Blanchett herself describes Disclaimer as dealing with “sharp, quick, and lasting judgments” forged out of harshness rather than empathy. “Maybe we add our voices to the cacophony for fear of being judged ourselves. We are all the heroes of our own narratives, right?” she tells Vanity Fair. “To that end there is much unflattering human behavior depicted in the series.”
In that sense, Disclaimer is not about contemporary cancel culture any more than it’s about the zeal to punish in historic incidents like witch trials, inquisitions, or Red Scares. It’s more focused on personal relationships than mob mentality. The show explores the nature of condemnation, but holds back on pointing fingers. “I’m sure there’s an evolutionary trait there for why we fall into judgments of other people so easily,” Cuarón says. The problem, he adds, is “when those judgments don’t come from informed facts and just come from what other people are talking about, or saying, or claiming.”
Blanchett’s Catherine Ravenscroft is ripe for a public downfall, partly because she has so much to lose.
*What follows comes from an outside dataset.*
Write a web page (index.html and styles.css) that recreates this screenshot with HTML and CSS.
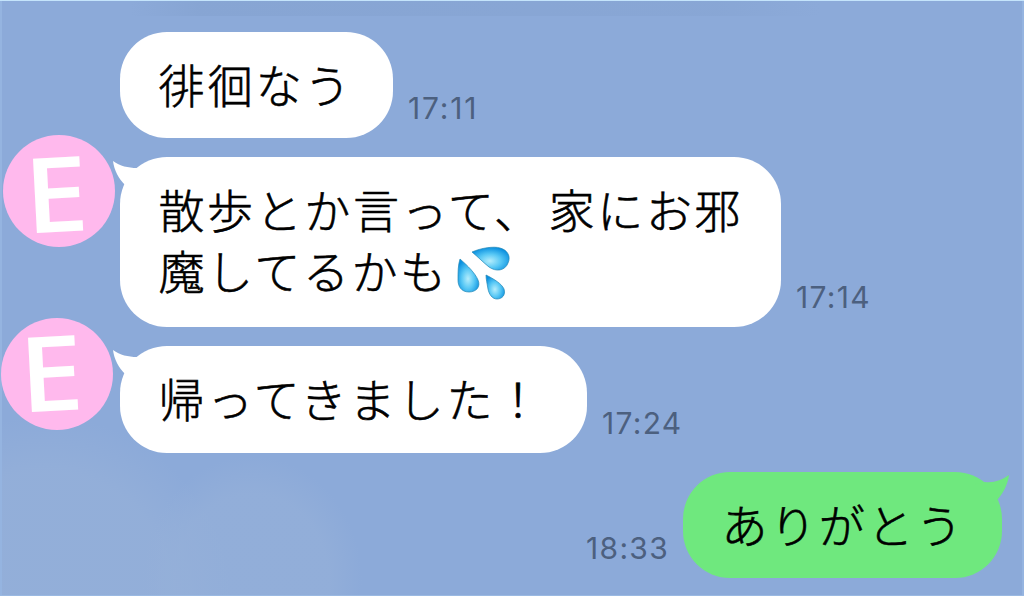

As the show begins, she is a celebrated journalist, admired by coworkers and doted on by her husband, Robert (an obsequious Sacha Baron Cohen), who brings his family’s wealth and power to the equation. Only her 20-something son (The Power of the Dog’s Kodi Smit-McPhee) seems to reject her, but most parents know that’s not uncommon. He has financial and substance abuse problems of his own, and his rejection is a bulwark against her disappointment.